Oh the stack fell? Good. I feel better now.

And that’s promise number four – I promised not to hate on those better than me, but rather seek inspiration.

(somewhere on the internet)

On a date with my Mind, I found that a) she babbles a lot b) she is fascinating c) words are a b*tch

(Edit: these words were written in a flow, as I followed my thoughts, trying to understand where and what it is leading to. Grammatical corrections, and minor edits took place only to make it comprehensible. However, the bulk of it remains the same.)

Starinh
First word, a typo. I don’t bother to correct because I don’t know where this is going and for the love of aesthetic. Modern art, modernism. Postmodernism? Post – postmodernism? Whatever.

As I write this – interrupted by my Grandfather – look up – look down – my Hindi – Marathi babble interrupting my previous stream of thought in English. Grandpa is back with his phone blaring, loud to catch my attention. Wait. It’s A Tik Tok video to battle migraine. Eat imli. Suck on it. Bye migraine.
I have a migraine. For the last 15 days.

Anyway.

As I was previously thinking, while I write this, my mind flashes the future: of me uploading this on Instagram, of people’s potential response – nothing much there. What is nothing much? Nothing. Much – the same old lacuna formed between expected expectation and anticipated reality.

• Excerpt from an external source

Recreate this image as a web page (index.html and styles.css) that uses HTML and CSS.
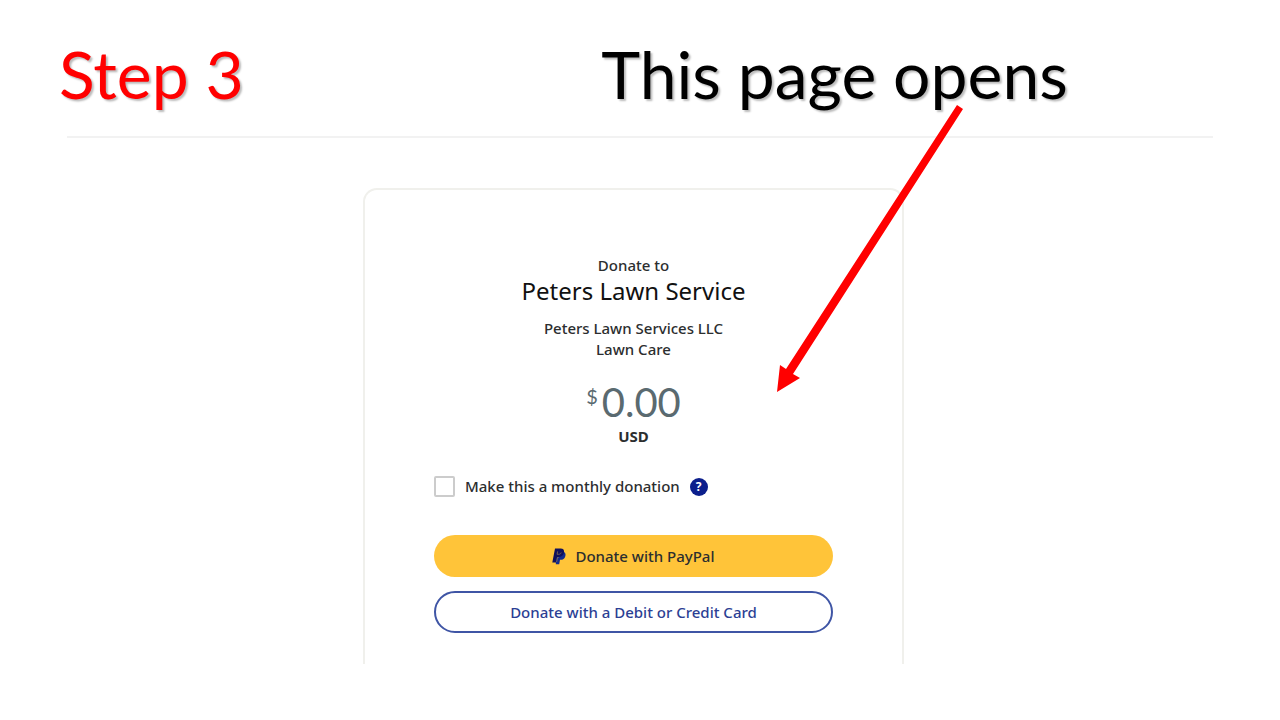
FILE: index.html
```
<!DOCTYPE html>
<html lang="en">

<head>
	<meta charset="UTF-8">
	<meta name="viewport" content="width=device-width, initial-scale=1.0">
	<title>Step 3</title>
	<link rel="stylesheet" href="styles.css">
</head>

<body>
	<header class="heading">
		<h1 class="step">Step 3</h1>
		<p class="caption">This page opens</p>
	</header>
	<hr class="rule">

	<main class="stage">
		<form class="card">
			<p class="small">Donate to</p>
			<h2 class="name">Peters Lawn Service</h2>
			<p class="small">Peters Lawn Services LLC</p>
			<p class="small">Lawn Care</p>
			<p class="amount"><span class="sign">$</span>0.00</p>
			<p class="currency">USD</p>

			<div class="monthly">
				<input id="monthly" class="check" type="checkbox">
				<label for="monthly">Make this a monthly donation</label>
				<button class="help" type="button" aria-label="Help">?</button>
			</div>

			<button class="btn paypal" type="button">
				<svg class="logo" viewBox="0 0 14 17" aria-hidden="true">
					<path fill="#142c8e" d="M4.600 4H12C13.500 5 13.900 6.500 13.300 8.200C12.600 10.800 10.900 11.800 8.500 11.800H8L7.200 16.300H3.800Z" />
					<path fill="#10105c" d="M3 .5H8.600C11.300 .5 12.500 2.100 12 4.600C11.400 7.600 9.500 9 6.500 9H5L4 14.500H.3Z" />
					<path fill="none" stroke="#b08f4d" stroke-width=".6" d="M6.700 9.500H5.500L4.600 14M5.600 3.400L5.100 6.300H6.500C8 6.300 9 5.500 9.200 4.500" />
				</svg>
				Donate with PayPal
			</button>
			<button class="btn debit" type="button">Donate with a Debit or Credit Card</button>
		</form>

		<svg class="arrow" viewBox="0 0 188 288" aria-hidden="true">
			<path fill="#f00" d="M181 0L187 4L17 269L24 273L1 287L4 260L10 264Z" />
		</svg>
	</main>
</body>

</html>
```
FILE: styles.css
```
* {
	box-sizing: border-box;
	margin: 0;
	padding: 0;
}

body {
	min-height: 100vh;
	overflow-x: hidden;
	background: #fff;
	color: #2c2e2f;
	font: 500 15px/21px "Noto Sans", sans-serif;
}

.heading {
	display: grid;
	grid-template-columns: 44% 1fr;
	gap: 5px;
	padding: 34px 0 22px 59px;
	font: 66px/80px Lato, sans-serif;
	color: #000;
	text-shadow: 2px 2px 2px #0004;
}

.step {
	color: #f00;
	font: inherit;
}

.rule {
	margin: 0 67px;
	border: 0;
	border-top: 2px solid #f2f2f2;
}

.stage {
	position: relative;
	display: flex;
	justify-content: center;
	padding: 50px 13px 56px 0;
}

.card {
	display: flex;
	flex-direction: column;
	width: min(100%, 541px);
	padding: 65px 69px 31px;
	border: 2px solid #f0f0ec;
	border-bottom: 0;
	border-radius: 14px 14px 0 0;
	text-align: center;
}

.name {
	margin-bottom: 12px;
	color: #111;
	font-size: 24px;
	font-weight: 400;
	line-height: 30px;
}

.amount {
	display: flex;
	justify-content: center;
	gap: 4px;
	margin-top: 20px;
	color: #5a6a70;
	font: 40px/44px Lato, sans-serif;
}

.sign {
	font-size: 20px;
	line-height: 32px;
}

.currency {
	margin-top: 2px;
	font-weight: 700;
}

.monthly {
	display: flex;
	align-items: center;
	gap: 10px;
	margin: 29px 0 38px;
}

.check {
	appearance: none;
	width: 21px;
	height: 21px;
	border: 2px solid #ccc;
	border-radius: 2px;
}

.help {
	width: 18px;
	height: 18px;
	border: 0;
	border-radius: 50%;
	background: #0c1f8c;
	color: #fff;
	font: 700 12px/18px "Noto Sans", sans-serif;
}

.btn {
	display: flex;
	align-items: center;
	justify-content: center;
	gap: 9px;
	height: 42px;
	border: 0;
	border-radius: 21px;
	font: inherit;
}

.paypal {
	margin-bottom: 14px;
	background: #ffc439;
	color: #2c2e2f;
}

.debit {
	border: 2px solid #3f55a5;
	background: #fff;
	color: #2c3f94;
}

.logo {
	width: 14px;
	height: 17px;
}

/* runs from the caption down into the card */
.arrow {
	position: absolute;
	top: -33px;
	left: calc(50% + 136px);
	width: 188px;
	height: 288px;
	overflow: visible;
}
```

Eccentricity is the norm. Discard the structure and lo, you have new art. If no one gets it, they aren’t – grandfather is back with imli which makes me gag and I type this, for a while with one finger, the other holding the imli, until wait, it’s back in my mouth and I type this with two fingers, but guess what? I wrote this whole thing with two fingers, but only a couple of words with one finger as I gagged and was compelled to have the damned imli in my mouth. My point – the mind is faster, it sees faster – gags on imli, a reaction the body captured faster than my words did here – and is always a step ahead, unless it goes so far ahead that instead of living in the step of the moment, it has already built bridges and watched its demise, and fancies apocalypse while in the reality it’s a stony path in Springtime.

Call to present – call – verb – action – imli – what’s this taste as my tongue turns Gordon Ramsay sending rapid communication to my head – I continue to shudder, the hard surface has become soft, I dare not penetrate it and lead to more juices spreading in my tired mouth – it’s khatta, if that description makes sense – Mom to the rescue, appalled by the huge size of the piece, saves my troubled taste buds their ordeal.

I re-read the previous line, wondering how to explain khatta. That challenge leads to my mind wondering how is it I describe the stuff my other senses note – while it self congratulates itself on its modernist or whatever thinking – my grandmother talks to the help in Marathi yells, my grandfather talks to someone on the phone in English yells, the radio croons to no one in particular, my mother bustles around the house trying to find a singular moment of silent space, or that’s what I think is happening.

I find my ears focusing on the sounds of the insects past the red curtains turned orange by the sunlight sifting through it, through the closed windows made of mesh to the insects perched under on below leaves. Summer sounds. Bright white concentrated beams of heat and light, spotlights heaped at once on the world stage, burning the spectators but the performers go unseen but heard – the Cricket Symphonic Orchestra from Earth.  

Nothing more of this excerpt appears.